* **Task data**
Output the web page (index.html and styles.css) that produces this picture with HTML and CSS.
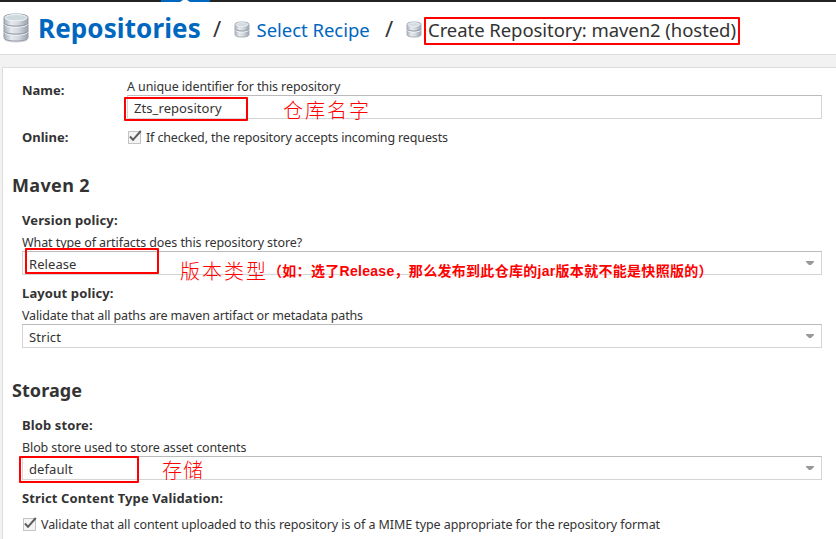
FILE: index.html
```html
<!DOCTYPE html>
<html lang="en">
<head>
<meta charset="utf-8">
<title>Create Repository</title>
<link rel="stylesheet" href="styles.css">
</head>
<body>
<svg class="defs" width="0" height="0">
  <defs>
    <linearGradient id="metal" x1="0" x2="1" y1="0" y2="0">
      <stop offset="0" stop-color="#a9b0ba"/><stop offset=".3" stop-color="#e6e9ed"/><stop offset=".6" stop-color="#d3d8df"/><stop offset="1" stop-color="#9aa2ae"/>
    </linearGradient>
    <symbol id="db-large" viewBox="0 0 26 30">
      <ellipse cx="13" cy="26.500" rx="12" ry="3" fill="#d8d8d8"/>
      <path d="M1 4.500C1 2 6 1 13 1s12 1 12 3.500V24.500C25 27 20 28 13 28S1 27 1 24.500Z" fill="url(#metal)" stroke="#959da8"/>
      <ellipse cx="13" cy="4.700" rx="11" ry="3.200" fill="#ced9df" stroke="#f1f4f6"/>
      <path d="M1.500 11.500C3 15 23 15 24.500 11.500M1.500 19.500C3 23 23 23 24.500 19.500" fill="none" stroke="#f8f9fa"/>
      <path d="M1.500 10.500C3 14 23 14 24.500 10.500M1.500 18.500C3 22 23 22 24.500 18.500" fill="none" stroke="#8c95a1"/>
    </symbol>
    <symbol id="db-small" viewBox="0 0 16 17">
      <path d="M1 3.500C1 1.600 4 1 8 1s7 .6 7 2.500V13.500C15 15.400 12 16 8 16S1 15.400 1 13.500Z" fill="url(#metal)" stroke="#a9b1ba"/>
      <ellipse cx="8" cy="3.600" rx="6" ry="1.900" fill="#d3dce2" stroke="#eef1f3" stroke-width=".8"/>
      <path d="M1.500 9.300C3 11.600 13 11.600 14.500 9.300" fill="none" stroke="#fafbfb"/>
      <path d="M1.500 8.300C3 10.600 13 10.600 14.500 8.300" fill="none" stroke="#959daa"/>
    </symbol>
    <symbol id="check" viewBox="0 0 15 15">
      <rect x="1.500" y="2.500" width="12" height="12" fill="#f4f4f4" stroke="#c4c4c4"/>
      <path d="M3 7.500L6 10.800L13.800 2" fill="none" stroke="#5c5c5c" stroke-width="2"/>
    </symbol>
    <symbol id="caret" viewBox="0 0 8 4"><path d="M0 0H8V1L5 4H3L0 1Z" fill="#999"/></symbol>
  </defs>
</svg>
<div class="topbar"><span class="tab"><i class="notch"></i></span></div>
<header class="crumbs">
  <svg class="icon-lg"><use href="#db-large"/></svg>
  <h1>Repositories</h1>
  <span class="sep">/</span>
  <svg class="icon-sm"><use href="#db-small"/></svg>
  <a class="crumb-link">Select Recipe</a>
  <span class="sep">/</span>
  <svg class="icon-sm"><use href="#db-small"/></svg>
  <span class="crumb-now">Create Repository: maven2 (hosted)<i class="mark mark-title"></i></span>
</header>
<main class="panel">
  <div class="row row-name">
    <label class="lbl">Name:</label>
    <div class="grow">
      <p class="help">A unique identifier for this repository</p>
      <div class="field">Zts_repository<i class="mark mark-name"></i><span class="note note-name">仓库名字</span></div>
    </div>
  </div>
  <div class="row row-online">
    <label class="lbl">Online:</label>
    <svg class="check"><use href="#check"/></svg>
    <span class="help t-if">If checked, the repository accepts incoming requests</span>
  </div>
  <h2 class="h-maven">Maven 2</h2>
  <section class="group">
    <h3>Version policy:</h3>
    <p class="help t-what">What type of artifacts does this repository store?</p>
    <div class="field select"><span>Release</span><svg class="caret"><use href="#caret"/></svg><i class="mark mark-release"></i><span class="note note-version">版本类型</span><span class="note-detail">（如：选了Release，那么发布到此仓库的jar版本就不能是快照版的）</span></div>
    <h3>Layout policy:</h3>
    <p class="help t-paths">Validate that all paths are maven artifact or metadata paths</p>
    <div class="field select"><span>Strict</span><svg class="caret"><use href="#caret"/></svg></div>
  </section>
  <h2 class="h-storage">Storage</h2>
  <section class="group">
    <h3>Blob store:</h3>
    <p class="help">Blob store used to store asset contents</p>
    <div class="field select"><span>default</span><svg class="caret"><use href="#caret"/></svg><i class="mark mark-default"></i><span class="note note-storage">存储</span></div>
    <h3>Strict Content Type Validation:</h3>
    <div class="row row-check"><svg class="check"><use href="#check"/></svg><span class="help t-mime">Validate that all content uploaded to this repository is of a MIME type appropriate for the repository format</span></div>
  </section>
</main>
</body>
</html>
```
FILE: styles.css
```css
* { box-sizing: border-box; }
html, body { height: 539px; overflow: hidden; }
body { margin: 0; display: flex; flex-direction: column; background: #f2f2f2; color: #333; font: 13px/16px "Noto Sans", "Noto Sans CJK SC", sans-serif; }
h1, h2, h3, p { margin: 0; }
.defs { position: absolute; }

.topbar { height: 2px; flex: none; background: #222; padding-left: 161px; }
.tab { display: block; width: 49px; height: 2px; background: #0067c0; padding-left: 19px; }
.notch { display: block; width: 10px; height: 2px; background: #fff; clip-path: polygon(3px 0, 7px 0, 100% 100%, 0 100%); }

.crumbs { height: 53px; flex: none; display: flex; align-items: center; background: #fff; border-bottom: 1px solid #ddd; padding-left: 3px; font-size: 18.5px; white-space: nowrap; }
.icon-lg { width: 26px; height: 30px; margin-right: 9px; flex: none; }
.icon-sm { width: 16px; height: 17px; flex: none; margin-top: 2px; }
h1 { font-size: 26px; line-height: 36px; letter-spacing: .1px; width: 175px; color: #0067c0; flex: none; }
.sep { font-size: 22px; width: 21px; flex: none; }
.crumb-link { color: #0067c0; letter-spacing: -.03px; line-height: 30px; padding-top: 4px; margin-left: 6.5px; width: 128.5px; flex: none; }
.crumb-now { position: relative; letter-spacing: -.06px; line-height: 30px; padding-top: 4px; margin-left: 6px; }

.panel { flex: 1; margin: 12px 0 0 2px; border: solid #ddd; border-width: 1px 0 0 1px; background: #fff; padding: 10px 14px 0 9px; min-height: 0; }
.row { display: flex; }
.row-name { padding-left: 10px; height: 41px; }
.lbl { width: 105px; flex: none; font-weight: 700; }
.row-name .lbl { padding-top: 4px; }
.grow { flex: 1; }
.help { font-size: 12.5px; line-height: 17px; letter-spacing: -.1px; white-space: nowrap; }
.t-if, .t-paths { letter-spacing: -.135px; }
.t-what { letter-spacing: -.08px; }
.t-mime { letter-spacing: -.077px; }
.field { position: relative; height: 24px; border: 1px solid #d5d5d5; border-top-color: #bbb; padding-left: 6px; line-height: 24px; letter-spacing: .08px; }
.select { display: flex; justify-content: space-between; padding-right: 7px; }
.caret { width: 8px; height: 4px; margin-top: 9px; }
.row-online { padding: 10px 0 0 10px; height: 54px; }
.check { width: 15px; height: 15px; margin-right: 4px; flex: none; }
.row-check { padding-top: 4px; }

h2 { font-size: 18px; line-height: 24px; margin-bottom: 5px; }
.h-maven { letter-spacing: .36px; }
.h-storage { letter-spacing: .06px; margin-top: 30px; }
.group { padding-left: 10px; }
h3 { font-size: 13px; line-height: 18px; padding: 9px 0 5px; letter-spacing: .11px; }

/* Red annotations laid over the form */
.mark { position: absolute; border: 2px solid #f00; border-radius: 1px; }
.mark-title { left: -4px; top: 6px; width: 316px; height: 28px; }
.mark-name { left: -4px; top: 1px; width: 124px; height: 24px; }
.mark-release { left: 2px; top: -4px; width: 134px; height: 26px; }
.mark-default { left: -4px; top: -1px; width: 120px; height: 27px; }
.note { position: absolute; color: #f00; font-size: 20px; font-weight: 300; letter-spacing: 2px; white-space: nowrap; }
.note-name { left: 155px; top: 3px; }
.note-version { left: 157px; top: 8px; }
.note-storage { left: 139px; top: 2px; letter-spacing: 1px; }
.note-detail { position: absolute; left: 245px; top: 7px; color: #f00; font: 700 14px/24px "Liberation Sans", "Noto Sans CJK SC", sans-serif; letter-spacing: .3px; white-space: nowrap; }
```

* * *

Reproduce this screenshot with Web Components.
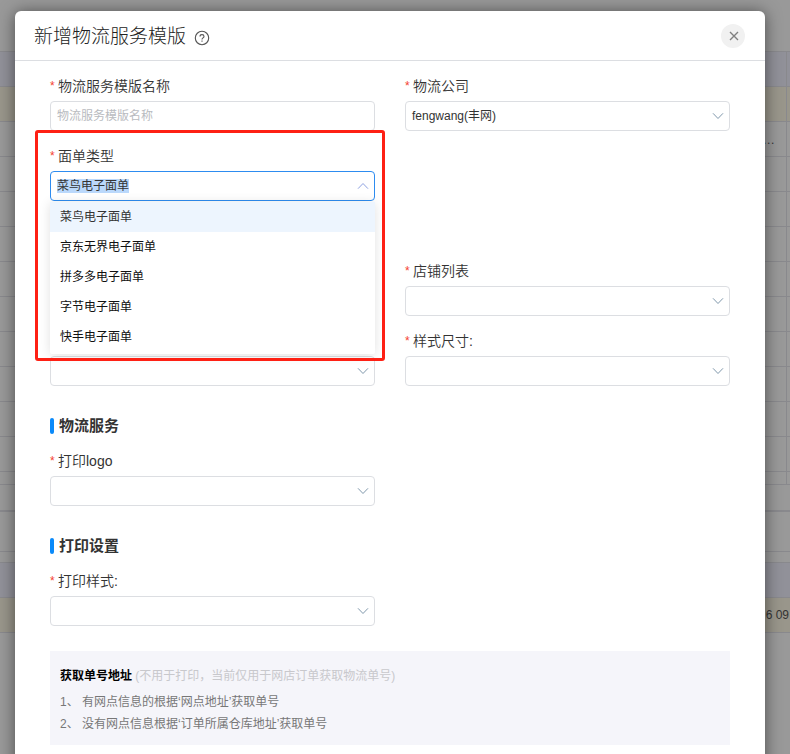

* **Short exercise**
Filter for "index". Return all lines that hold it.

* **Output for this task**
Output the web page (index.html and styles.css) that produces this picture with HTML and CSS.
FILE: index.html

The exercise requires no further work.